No nation, and certainly no region, can be outstanding at producing everything. Therefore successful place managers develop strengths and focus innovative capacities on certain types of industries, or clusters.
Clustering provides firms with access to more suppliers and specialized support services, experienced and skilled labor pools and the inevitable knowledge leakage that occurs where people meet and talk about business. The advantages of place draw not only similar but also complementary enterprises and, as a result, clusters become a breeding ground for new clusters.
Positive place management results are often found in places where a clear priority has prevailed for some years, like Tuttlingen which my colleague Michael Deutsch wrote a blog about recently, or Grythyttan, which Christer Asplund wrote about.

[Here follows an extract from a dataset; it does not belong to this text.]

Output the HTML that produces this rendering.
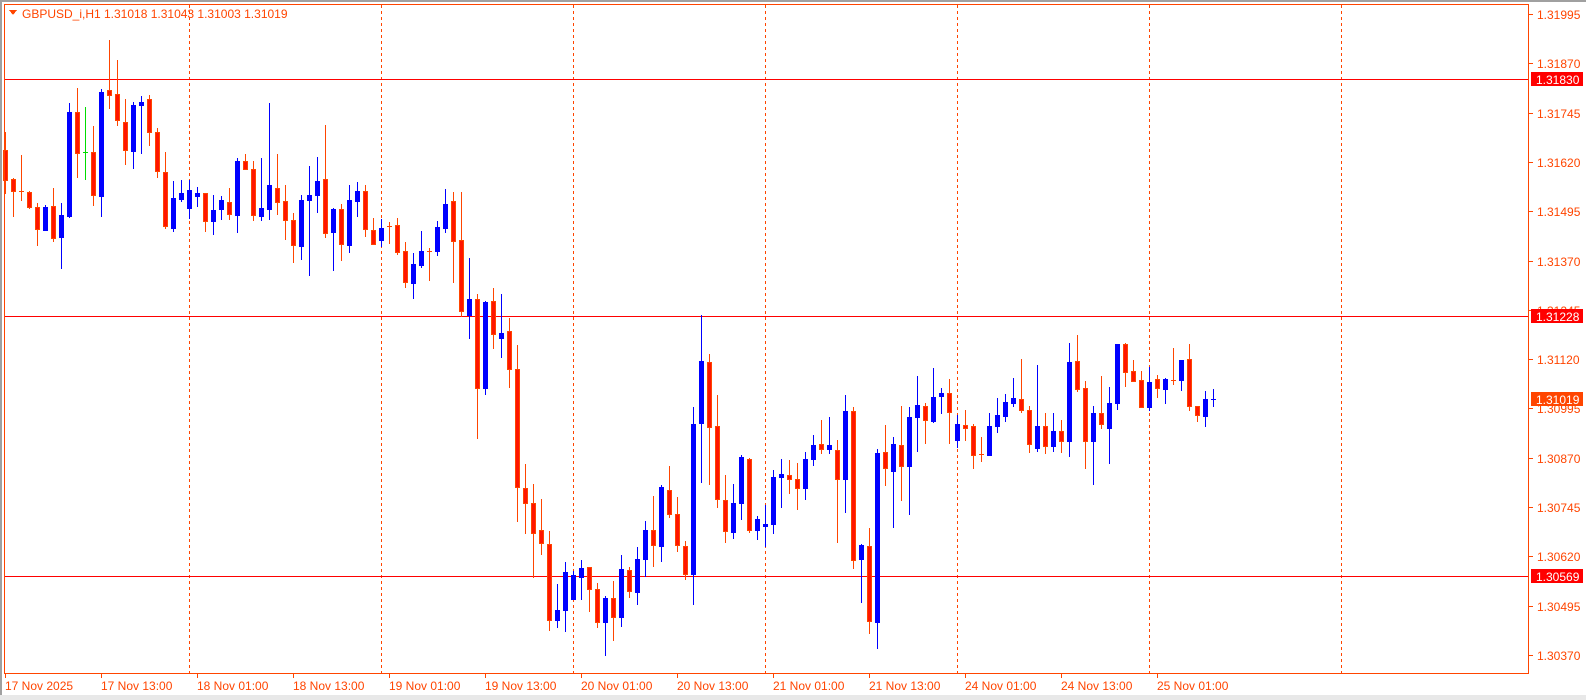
<!DOCTYPE html>
<html><head><meta charset="utf-8">
<style>
html,body{margin:0;padding:0;background:#fff;width:1586px;height:700px;overflow:hidden}
svg{display:block}
text{font-family:"Liberation Sans",sans-serif;font-size:12px}
</style></head>
<body>
<svg id="s" width="1586" height="700" xmlns="http://www.w3.org/2000/svg" shape-rendering="crispEdges">
<rect x="0" y="0" width="1586" height="700" fill="#fff"/>
<rect x="0" y="0" width="1586" height="2" fill="#a0a0a0"/>
<rect x="0" y="0" width="2" height="700" fill="#a0a0a0"/>
<rect x="0" y="695" width="1586" height="5" fill="#e8e8e8"/>
<g id="grid"></g>
<g id="c"></g>
<rect x="4.5" y="4.5" width="1524" height="669" fill="none" stroke="#ff4500" stroke-width="1"/>
<text x="22" y="18" fill="#ff4500">GBPUSD_i,H1</text>
<text x="104" y="18" fill="#ff4500">1.31018 1.31043 1.31003 1.31019</text>
<polygon points="9,10 17,10 13,15" fill="#ff4500"/>
<g id="ax"></g>
</svg>
<script>
var NS="http://www.w3.org/2000/svg";
function el(p,t,a,txt){var e=document.createElementNS(NS,t);for(var k in a)e.setAttribute(k,a[k]);if(txt!=null)e.textContent=txt;p.appendChild(e);return e;}
var grid=document.getElementById('grid'),cg=document.getElementById('c'),ax=document.getElementById('ax');
[189,381,573,765,957,1149,1341].forEach(function(x){el(grid,'line',{x1:x+.5,y1:5,x2:x+.5,y2:673,stroke:'#ff4500','stroke-dasharray':'3,3'});});
[79,316,576].forEach(function(y){el(grid,'rect',{x:5,y:y,width:1524,height:1,fill:'#ff0000'});});
var D=[
['r',150,180,132,193],['r',179,191,178,216],['r',191,191,155,200],['r',192,207,191,208],['r',207,229,203,245],
['b',207,230,205,230],['r',206,238,188,241],['b',215,237,203,268],['b',112,216,103,217],['r',112,153,88,177],
['g',152,152,107,179],['r',152,195,126,205],['b',92,196,89,216],['r',90,95,40,108],['r',94,120,60,125],
['r',122,150,99,164],['b',105,151,102,168],['b',102,105,96,153],['r',99,132,95,145],['r',132,171,128,177],
['r',172,226,152,228],['b',198,228,181,231],['b',193,199,180,201],['b',190,208,180,218],
['b',193,196,187,206],['r',193,221,193,231],['b',210,221,195,234],['b',200,209,196,219],['r',202,214,188,219],
['b',161,215,158,232],['r',161,169,154,169],['r',169,215,161,220],['b',208,216,158,220],['b',185,209,103,219],
['r',188,202,154,214],['r',201,220,185,239],['r',220,245,213,262],['b',200,246,195,259],['b',195,200,166,275],
['b',181,195,157,212],['r',179,233,125,237],['b',209,232,208,270],['r',209,244,204,260],['b',200,245,185,252],
['b',191,201,182,216],['r',191,229,185,236],['r',230,244,218,244],['b',228,240,219,246],['r',226,226,222,243],
['r',225,252,218,254],['r',251,282,242,287],['b',264,283,253,298],['b',251,265,231,267],['r',251,251,248,280],
['b',227,251,221,255],['b',204,228,189,232],['r',201,241,192,282],['r',240,311,192,316],['b',299,315,258,338],
['r',299,388,294,438],['b',302,388,301,394],['r',301,334,288,348],['b',333,338,294,357],['r',331,369,318,387],
['r',369,487,345,521],['r',488,503,464,533],['r',503,533,484,577],['r',530,543,499,554],['r',544,620,531,630],
['b',610,620,584,627],['b',572,610,562,631],['b',575,599,571,599],['b',568,577,560,599],['r',567,589,567,611],
['r',589,622,583,627],['b',598,622,596,655],['r',598,617,581,640],['b',569,617,555,626],['r',570,591,567,597],
['b',559,592,547,604],['b',530,559,521,576],['r',530,545,496,566],['b',487,546,485,561],['r',490,514,466,517],
['r',514,545,497,551],['r',546,574,541,579],['b',424,574,407,604],['b',361,423,315,482],['r',362,427,354,484],
['r',426,499,395,507],['r',500,531,475,542],['b',503,532,484,538],['b',457,503,455,519],['r',459,530,458,532],
['b',519,530,516,539],['b',524,526,505,546],['b',477,524,470,533],['b',474,477,459,507],['r',475,479,460,493],
['r',479,488,463,509],['b',459,488,452,499],['b',445,459,435,465],['r',444,449,420,453],['b',445,449,417,453],
['r',450,479,440,542],['b',411,479,395,512],['r',411,560,407,568],['b',545,559,544,602],['r',546,621,528,633],
['b',453,622,449,648],['r',452,468,425,485],['b',444,471,437,527],['r',445,466,406,500],['b',417,466,407,514],
['b',405,417,376,451],['r',406,420,403,443],['b',397,421,368,422],['b',393,396,388,413],['r',393,412,379,443],
['b',424,440,415,447],['r',425,428,410,440],['r',426,455,424,468],['r',454,454,437,461],['b',426,455,413,455],
['b',415,426,398,432],['b',402,416,394,421],['b',398,403,378,406],['r',399,410,359,412],['r',410,444,406,452],
['b',426,448,365,451],['r',426,446,413,453],['b',431,446,413,451],['r',431,441,420,452],['b',362,441,343,456],
['r',361,389,335,391],['r',388,441,381,468],['b',413,441,406,484],['r',413,424,376,428],['b',403,428,387,463],
['b',344,403,344,409],['r',344,372,343,386],['r',371,381,360,381],['r',380,407,371,407],['b',382,407,367,410],
['r',379,388,375,397],['b',379,389,378,403],['r',380,380,348,384],['b',360,380,360,390],['r',359,406,344,410],
['r',406,415,406,421],['b',399,416,391,426],['b',399,399,389,406]
];
D.forEach(function(d,i){
  var x=5+8*i,t=d[0],top=d[1],bot=d[2],h=d[3],l=d[4];
  var wc=t=='b'?'#0000ff':(t=='g'?'#00dd00':'#ff4500');
  el(cg,'rect',{x:x,y:h,width:1,height:Math.max(1,l-h+1),fill:wc});
  if(bot-top<=1){ el(cg,'rect',{x:x-2,y:top,width:5,height:1,fill:wc}); return; }
  if(t=='b') el(cg,'rect',{x:x-2,y:top,width:5,height:bot-top+1,fill:'#0000ff'});
  else { el(cg,'rect',{x:x-2,y:top,width:5,height:bot-top+1,fill:'#ff4500'});
         el(cg,'rect',{x:x-1,y:top+1,width:3,height:bot-top-1,fill:'#ff1500'}); }
});
var P=['1.31995','1.31870','1.31745','1.31620','1.31495','1.31370','1.31245','1.31120','1.30995','1.30870','1.30745','1.30620','1.30495','1.30370'];
P.forEach(function(p,k){var y=Math.round(14+49.3*k);
  el(ax,'rect',{x:1529,y:y,width:4,height:1,fill:'#ff4500'});
  el(ax,'text',{x:1537,y:y+5,fill:'#ff4500'},p);});
[[79,'1.31830','#ff0000'],[316,'1.31228','#ff0000'],[576,'1.30569','#ff0000'],[399,'1.31019','#ff4500']].forEach(function(a){
  el(ax,'rect',{x:1531,y:a[0]-7,width:52,height:14,fill:a[2]});
  el(ax,'text',{x:1536,y:a[0]+5,fill:'#fff'},a[1]);});
var T=['17 Nov 2025','17 Nov 13:00','18 Nov 01:00','18 Nov 13:00','19 Nov 01:00','19 Nov 13:00','20 Nov 01:00','20 Nov 13:00','21 Nov 01:00','21 Nov 13:00','24 Nov 01:00','24 Nov 13:00','25 Nov 01:00'];
T.forEach(function(s,k){var x=5+96*k;
  el(ax,'rect',{x:x,y:674,width:1,height:4,fill:'#ff4500'});
  el(ax,'text',{x:x,y:690,fill:'#ff4500'},s);});
</script>
</body></html>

It is a common mistake to make the cluster development strategy too diverse. We have seen many places ending up in frustration and missed opportunities because they pursued too many simultaneous leads and projects.
In order to focus one needs to rely on recognized and authorized strategic place branding and development plans. Via such a plan a place manager can exclude certain areas of concern and instead concentrate on a few priority issues.
A map of successful place clusters in Europe
Numerous existing European places have grown because of a consistent focus on a specific competence or a business cluster. In these best cases the place managers have managed to stick to a focus where the private and public sectors can coordinate their efforts. In the figure below we highlight some of them.
All focused places rely on a tight place management interaction between private and public stakeholders, and this can be achieved using the Quad Helix model.
Focused places have concentrated their efforts on business areas where they can foresee an increased demand for products or services. Without professional place management support and focus on the various attractions, the place brands would quickly deteriorate and end up in the big store of anonymous and forgotten places.